Sonne und Wind schicken uns auch in Zukunft keine Rechnung. Die Techniken zu ihrer Nutzung werden immer preiswerter, desto mehr wir sie nutzen. Was wir dazu brauchen ist neues Denken und endlich Handeln. Jeder Strukturwandel stößt auf Widerstand, dies scheint klar. Aber aufhalten werden die Widerstände die erneuerbaren Energien auf Dauer nicht.

Erneuerbare Energien, so zeigt Hermann Scheer auf, brauchen keine Brückentechnologien wie neue Kohlenkraftwerke, bei denen mit der CCS-Technologie C02 in der Erde gespeichert werden soll. Ähnlich wie bei Atommüll wäre dies ein weiteres Entsorgungsproblem für die Zukunft, meint Scheer.

Was wir brauchen sind neue Speicherkapazitäten wie Druckluft- und Pumpspeicher, Wasserstoff, Biogas oder Millionen Elektroautos, die – vor allem in der Nacht, wenn die Sonne nicht scheint – in Zukunft auch große Kraftwerke ersetzen könnten.
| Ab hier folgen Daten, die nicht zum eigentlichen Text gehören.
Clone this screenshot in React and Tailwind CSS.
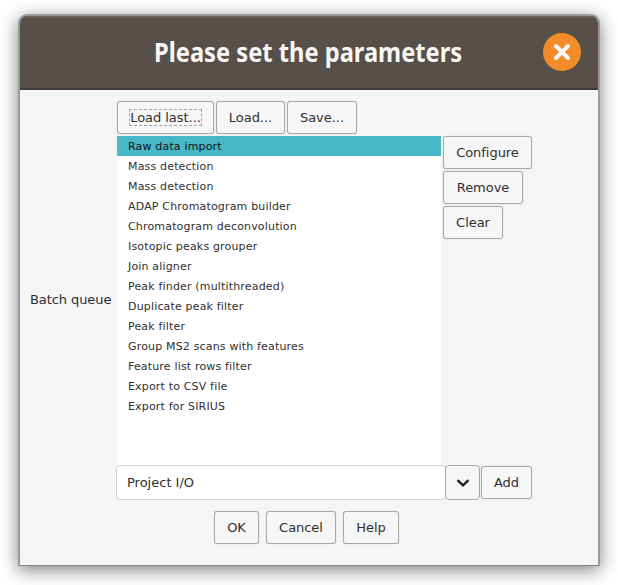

Er meint, dass 2020 in Deutschland 2 Millionen Elektroautos auf der Strasse sein werden, die deutsche Bundesregierung geht von einer Million aus. Es gibt Lösungen für die künftige dezentrale Energieversorgung.

Auch das DESERTEC-Projekt betrachtet er skeptisch: unzählige große Leitungen (Super-Grids) durch mehrere Länder wären dazu notwendig - etwas das bei zunehmenden Bürgerprotesten gegen Riesenbaustellen unrealistisch zu sein scheint. Großtechnische Lösungen sind auch nicht die Lösung. Dächer statt DESERTEC, so einfach ist es. Eine kleine, dezentrale Struktur ist die Chance- diese ist demokratisch. "DESERTEC wird ein ‘Milliardengrab’ " meint Scheer. ‘Dass sich die erneuerbaren Energien vollständig durchsetzen hat die Natur vorentschieden. Die Primärenergiewirtschaft, die ihre Existenz allein den fossilen Ressourcen und dem Uran verdankt, wird von der Bildfläche verschwinden – entweder früher als von ihr akzeptiert oder zu spät.’ Es ist Schluss mit den Ausreden. Wir haben die Lösungen am Tisch.

Ein Buch, das große Hoffnung gibt und alle, die immer wider zaudern widerlegt. Schluss mit den Ausreden. - "Es geht!"

Wir können das Buch nur jedem empfehlen- es ist das letzte Vermächtnis von Hermann Scheer an uns alle!